By Angela Matheson
By Samuel Beckett
Director Simon Phillips
Designer Mary Moore
With Ruth Cracknell and Allan Penney
Sydney Theatre Company
Reviewed by Angela Matheson
Buried to the waist in sand, Ruth Cracknell is Winnie, the aged housewife of the apocalypse. Time is running out — the lipstick she pulls lovingly from her precious black bag is worn flat and the toothpaste is finished. She is stranded, doomed to a slow death as the futile horror that is her life creeps like the sand, inexorably upward, burying her alive.
Behind the dune is Willy, her husband. He is rarely seen, suggested by the top of his sun hat or the back of a thumbed newspaper. He has nothing to say and nothing to give. Yet he is Winnie's lifeline — the mere blowing of his nose offers relief from the monotony of the searing desert that is the landscape of the play, sending Winnie into an ecstasy as she realises that today is "Another happy day!"
Beckett's message is deadly — life is senseless and action is futile. Winnie, like the characters in Waiting for Godot, is univeralised to encapsulate the banality of human endeavour as it attempts to make meaning from the meaningless.
It is a boring message — ignorant, ahistorical and intensely humanist. A message to slash your wrists by.

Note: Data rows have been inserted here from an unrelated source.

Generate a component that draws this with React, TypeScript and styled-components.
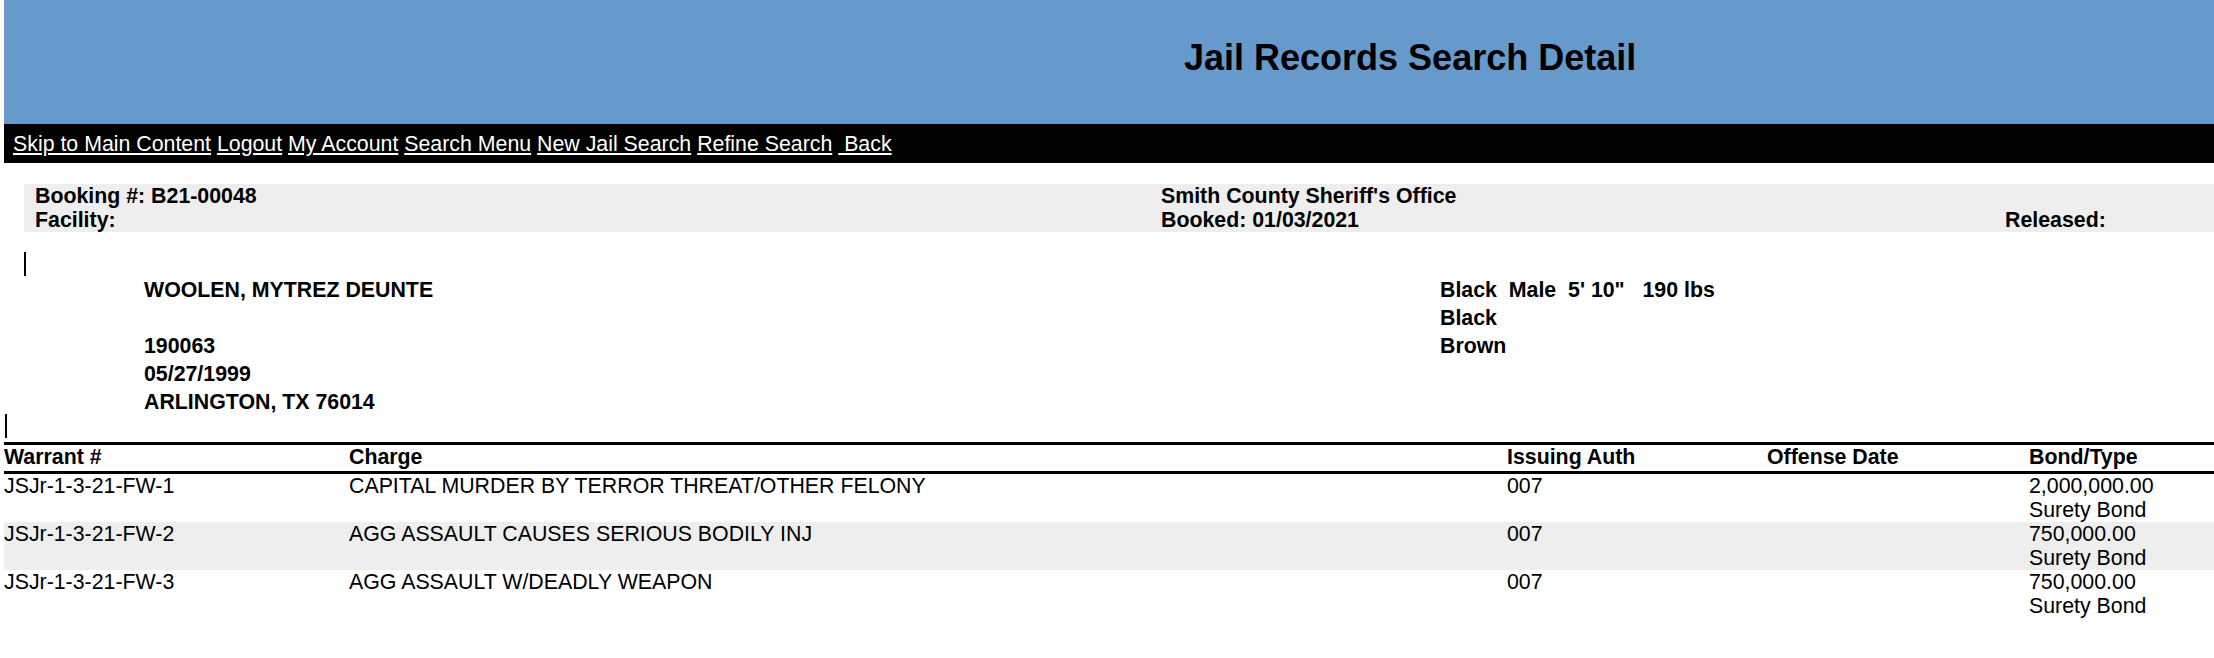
import React from "react";
import styled, { createGlobalStyle } from "styled-components";

const GlobalStyle = createGlobalStyle`
  html, body {
    margin: 0;
    padding: 0;
    background: #ffffff;
    overflow: hidden;
  }
  body {
    font-family: "Liberation Sans", Arial, sans-serif;
    color: #000000;
  }
`;

const Page = styled.div`
  padding-left: 4px;
  width: 2210px;
  overflow: hidden;
`;

const Header = styled.header`
  height: 124px;
  background: #6699cc;
  box-sizing: border-box;
  padding-top: 37px;
  padding-left: 1180px;
`;

const Title = styled.h1`
  margin: 0;
  font-size: 36px;
  font-weight: bold;
  line-height: 41px;
  white-space: nowrap;
`;

const Nav = styled.nav`
  height: 39px;
  box-sizing: border-box;
  background: #000000;
  padding: 8px 9px 0;
  font-size: 21.33px;
  line-height: 24px;
  white-space: pre;
  color: #ffffff;
`;

const NavLink = styled.a`
  color: #ffffff;
  text-decoration: underline;
  text-underline-offset: 2px;
  white-space: pre;
`;

const BookingBar = styled.section`
  margin: 21px 0 0 20px;
  background: #eeeeee;
  padding-left: 11px;
  display: grid;
  grid-template-columns: 1126px 844px 1fr;
  grid-auto-rows: 24px;
  font-size: 21.33px;
  font-weight: bold;
  line-height: 24px;
  white-space: nowrap;
`;

const Cell = styled.div``;

const Caret = styled.div<{ $left: number; $mt: number }>`
  margin-left: ${(p) => p.$left}px;
  margin-top: ${(p) => p.$mt}px;
  width: 0;
  height: 24px;
  border-left: 2px solid #000000;
`;

const Person = styled.section`
  display: flex;
  padding-left: 140px;
  font-size: 21.33px;
  font-weight: bold;
  line-height: 28px;
`;

const PersonCol = styled.div<{ $width?: number }>`
  display: flex;
  flex-direction: column;
  width: ${(p) => (p.$width ? `${p.$width}px` : "auto")};
`;

const PersonLine = styled.div`
  height: 28px;
  white-space: pre;
`;

const Table = styled.div`
  margin-top: 4px;
  border-top: 3px solid #000000;
  font-size: 21.33px;
  line-height: 24px;
`;

const Row = styled.div<{ $head?: boolean; $shade?: boolean }>`
  display: grid;
  grid-template-columns: 345px 1158px 260px 262px 1fr;
  background: ${(p) => (p.$shade ? "#eeeeee" : "transparent")};
  font-weight: ${(p) => (p.$head ? "bold" : "normal")};
  padding-bottom: ${(p) => (p.$head ? "2px" : "0")};
  border-bottom: ${(p) => (p.$head ? "3px solid #000000" : "none")};
  min-height: ${(p) => (p.$head ? "24px" : "48px")};
  white-space: nowrap;
`;

const TCell = styled.div``;

const navItems = [
  "Skip to Main Content",
  "Logout",
  "My Account",
  "Search Menu",
  "New Jail Search",
  "Refine Search",
  " Back",
];

const warrants = [
  {
    no: "JSJr-1-3-21-FW-1",
    charge: "CAPITAL MURDER BY TERROR THREAT/OTHER FELONY",
    auth: "007",
    date: "",
    bond: "2,000,000.00",
    type: "Surety Bond",
  },
  {
    no: "JSJr-1-3-21-FW-2",
    charge: "AGG ASSAULT CAUSES SERIOUS BODILY INJ",
    auth: "007",
    date: "",
    bond: "750,000.00",
    type: "Surety Bond",
  },
  {
    no: "JSJr-1-3-21-FW-3",
    charge: "AGG ASSAULT W/DEADLY WEAPON",
    auth: "007",
    date: "",
    bond: "750,000.00",
    type: "Surety Bond",
  },
];

export default function App() {
  return (
    <>
      <GlobalStyle />
      <Page>
        <Header>
          <Title>Jail Records Search Detail</Title>
        </Header>
        <Nav>
          {navItems.map((item, i) => (
            <React.Fragment key={item}>
              {i > 0 && " "}
              <NavLink href="#">{item}</NavLink>
            </React.Fragment>
          ))}
        </Nav>
        <BookingBar>
          <Cell>Booking #: B21-00048</Cell>
          <Cell>Smith County Sheriff's Office</Cell>
          <Cell />
          <Cell>Facility:</Cell>
          <Cell>Booked: 01/03/2021</Cell>
          <Cell>Released:</Cell>
        </BookingBar>
        <Caret $left={20} $mt={20} />
        <Person>
          <PersonCol $width={1296}>
            <PersonLine>WOOLEN, MYTREZ DEUNTE</PersonLine>
            <PersonLine />
            <PersonLine>190063</PersonLine>
            <PersonLine>05/27/1999</PersonLine>
            <PersonLine>ARLINGTON, TX 76014</PersonLine>
          </PersonCol>
          <PersonCol>
            <PersonLine>{'Black  Male  5\' 10"   190 lbs'}</PersonLine>
            <PersonLine>Black</PersonLine>
            <PersonLine>Brown</PersonLine>
          </PersonCol>
        </Person>
        <Caret $left={1} $mt={-2} />
        <Table>
          <Row $head>
            <TCell>Warrant #</TCell>
            <TCell>Charge</TCell>
            <TCell>Issuing Auth</TCell>
            <TCell>Offense Date</TCell>
            <TCell>Bond/Type</TCell>
          </Row>
          {warrants.map((w, i) => (
            <Row key={w.no} $shade={i % 2 === 1}>
              <TCell>{w.no}</TCell>
              <TCell>{w.charge}</TCell>
              <TCell>{w.auth}</TCell>
              <TCell>{w.date}</TCell>
              <TCell>
                {w.bond}
                <br />
                {w.type}
              </TCell>
            </Row>
          ))}
        </Table>
      </Page>
    </>
  );
}
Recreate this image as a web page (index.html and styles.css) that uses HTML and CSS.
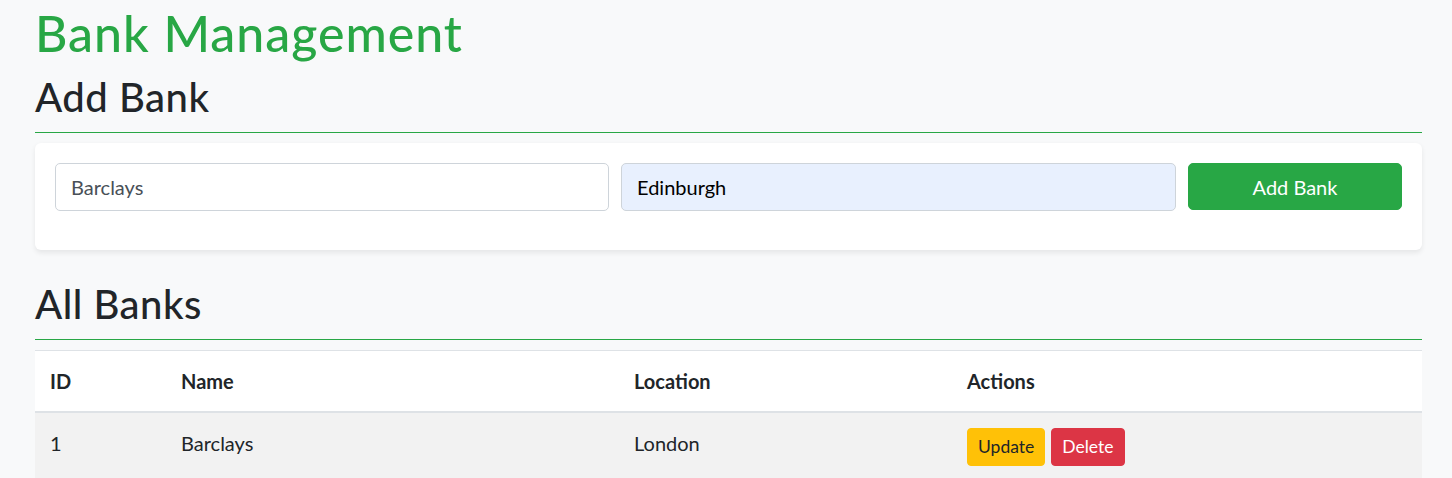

But the production is superb. Ruth Cracknell's performance is masterful. Each emotion suffered by Winnie in her brave yet pathetic determination to wrench happiness from life is so heartfelt and familiar that the existential dimension of the play becomes personalised. The naturalness, the flesh and blood reality of Winnie as she struggles with her treacherous condition, is what is compelling.
By the second half, Winnie is buried to her chin. Few roles challenge the actress like this — how can a talking head maintain the interest of an audience for 40 minutes? Cracknell does it, with a psychological monologue of despair which teeters, at times, on the maniacal as Winnie clings to the lie that her life has many mercies and has been a series of many happy days.
Designer Mary Moore enhances Cracknell's performance with a parched, cracked dune-scape dazzled by searing white light. Winnie, who has fought so hard to stay groomed and civilised by clinging to her belongings — hairbrush, music box, emery board —
becomes merged with the dune as the spinifex grows in her hair and entwines through her possessions.
The production is framed by the insistent harsh ringing of an alarm — both a wake-up call and a death knell.